Code that builds pages
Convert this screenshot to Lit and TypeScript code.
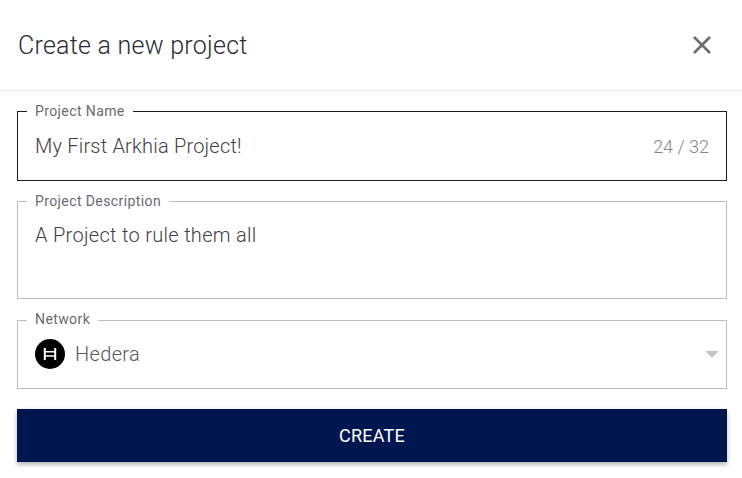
import { LitElement, html, css } from "lit";
import { customElement } from "lit/decorators.js";

@customElement("app-root")
export class AppRoot extends LitElement {
  static styles = css`
    :host {
      display: block;
      width: 742px;
      height: 478px;
      background: #fff;
      font-family: "Roboto", "Liberation Sans", sans-serif;
      overflow: hidden;
    }
    .header {
      height: 90px;
      border-bottom: 1px solid #e6e6f2;
      display: flex;
      align-items: center;
      justify-content: space-between;
      padding: 0 30px 0 18px;
    }
    h1 {
      margin: 0;
      font-size: 25px;
      font-weight: 300;
      color: #2a2b33;
      letter-spacing: 0.25px;
    }
    .close { display: block; }
    .form {
      display: flex;
      flex-direction: column;
      padding: 11px 15px 0 17px;
    }
    fieldset {
      margin: 0;
      padding: 0 17px;
      border: 1px solid #bdbdbd;
      box-sizing: border-box;
      min-width: 0;
    }
    legend {
      margin-left: -8px;
      padding: 0 8px 0 8px;
      font-size: 14px;
      line-height: 18px;
      color: #6a6a72;
      letter-spacing: 0.4px;
    }
    .value {
      font-size: 20px;
      font-weight: 300;
      color: #3f4048;
      letter-spacing: 0.2px;
    }
    .name { border-color: #1a1a1f; height: 79px; }
    .name .row {
      display: flex;
      align-items: center;
      justify-content: space-between;
      height: 52px;
    }
    .count { font-size: 18px; font-weight: 300; color: #85858c; }
    .desc { height: 107px; margin-top: 11px; }
    .desc .value { line-height: 26px; margin-top: 12px; letter-spacing: 0.3px; }
    .network { height: 79px; margin-top: 11px; }
    .network legend { padding-bottom: 2px; }
    .network .row {
      display: flex;
      align-items: center;
      gap: 10px;
      height: 32px;
      margin-top: 8px;
    }
    .network .value { color: #55565e; font-size: 20px; letter-spacing: 0.35px; }
    .logo { display: block; flex: none; }
    .caret {
      margin-left: auto;
      margin-right: -10px;
      width: 0;
      height: 0;
      border-left: 7px solid transparent;
      border-right: 7px solid transparent;
      border-top: 7px solid #c4c4c4;
    }
    button {
      margin-top: 20px;
      height: 53px;
      border: 0;
      border-radius: 0;
      padding: 0;
      background: #00164e;
      color: #fff;
      font: 400 18px "Roboto", "Liberation Sans", sans-serif;
      letter-spacing: 0.2px;
      box-shadow: 0 3px 4px rgba(0, 0, 0, 0.22), 0 1px 6px rgba(0, 0, 0, 0.1);
    }
  `;

  render() {
    return html`
      <div class="header">
        <h1>Create a new project</h1>
        <svg class="close" width="20" height="20" viewBox="0 0 20 20" fill="none" stroke="#6b6c76" stroke-width="2.6">
          <path d="M2 2 L18 18 M18 2 L2 18" />
        </svg>
      </div>
      <div class="form">
        <fieldset class="name">
          <legend>Project Name</legend>
          <div class="row">
            <span class="value">My First Arkhia Project!</span>
            <span class="count">24 / 32</span>
          </div>
        </fieldset>
        <fieldset class="desc">
          <legend>Project Description</legend>
          <div class="value">A Project to rule them all</div>
        </fieldset>
        <fieldset class="network">
          <legend>Network</legend>
          <div class="row">
            <svg class="logo" width="30" height="30" viewBox="0 0 30 30">
              <circle cx="15" cy="15" r="15" fill="#000" />
              <path d="M9.8 9V21M20.2 9V21" stroke="#fff" stroke-width="2" fill="none" />
              <path d="M10 12.8H20M10 17H20" stroke="#fff" stroke-width="1.5" fill="none" />
            </svg>
            <span class="value">Hedera</span>
            <span class="caret"></span>
          </div>
        </fieldset>
        <button>CREATE</button>
      </div>
    `;
  }
}
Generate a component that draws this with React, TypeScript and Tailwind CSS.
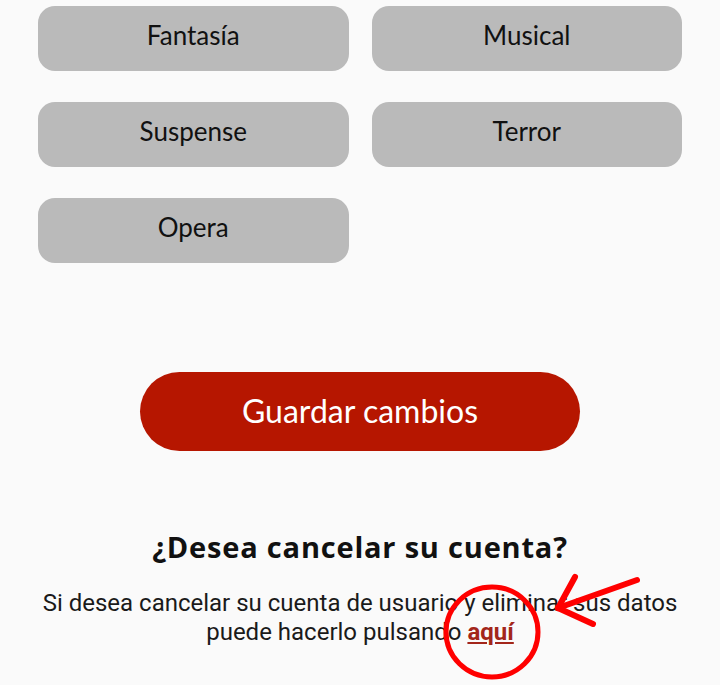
import React from "react";

const genres = ["Fantasía", "Musical", "Suspense", "Terror", "Opera"];

export default function App() {
  return (
    <div className="relative min-h-screen w-full bg-[#fafafa] overflow-hidden">
      <div className="grid grid-cols-2 gap-x-[23px] gap-y-[31px] px-[38px] pt-[6px]">
        {genres.map((g) => (
          <div
            key={g}
            className="flex h-[65px] items-center justify-center rounded-[17px] bg-[#bababa] pb-[6px] text-[26px] text-[#111] [font-family:Lato,'Open_Sans',sans-serif]"
          >
            {g}
          </div>
        ))}
      </div>

      <div className="mt-[109px] flex justify-center">
        <button className="flex h-[79px] w-[440px] items-center justify-center rounded-full bg-[#b61600] pb-[2px] text-[32px] text-white [font-family:Lato,sans-serif]">
          Guardar cambios
        </button>
      </div>

      <h2 className="mt-[78px] text-center text-[29px] font-bold tracking-[0.8px] text-[#111] [font-family:'Open_Sans',sans-serif] leading-[36px]">
        ¿Desea cancelar su cuenta?
      </h2>
      <p className="mt-[24px] text-center text-[24px] leading-[29px] text-[#1a1a1a] [font-family:Roboto,sans-serif]">
        Si desea cancelar su cuenta de usuario y eliminar sus datos
        <br />
        puede hacerlo pulsando{" "}
        <a className="font-bold text-[#a3261a] underline">aquí</a>
      </p>

      <svg
        className="pointer-events-none absolute left-0 top-0"
        width="720"
        height="685"
        viewBox="0 0 720 685"
      >
        <ellipse
          cx="492"
          cy="632"
          rx="46"
          ry="45"
          fill="none"
          stroke="#ff0000"
          strokeWidth="5"
        />
        <g stroke="#ff0000" strokeWidth="6" strokeLinecap="round" fill="none">
          <line x1="637" y1="580" x2="558" y2="608" />
          <line x1="558" y1="608" x2="575" y2="577" />
          <line x1="558" y1="608" x2="593" y2="624" />
        </g>
      </svg>
    </div>
  );
}
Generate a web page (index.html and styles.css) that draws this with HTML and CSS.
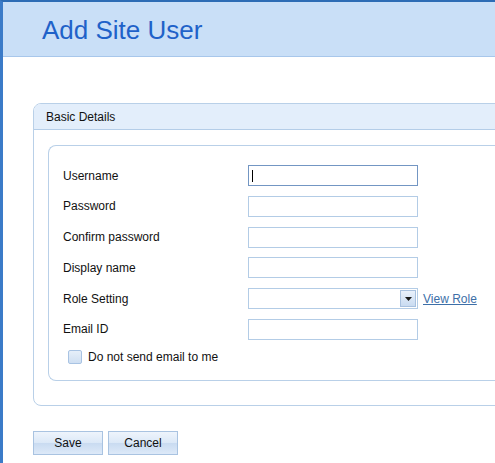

[Exercise instructions]
Reply with nothing but a number: how many lines of the entries above contain the string "styles"?

[Task result]
2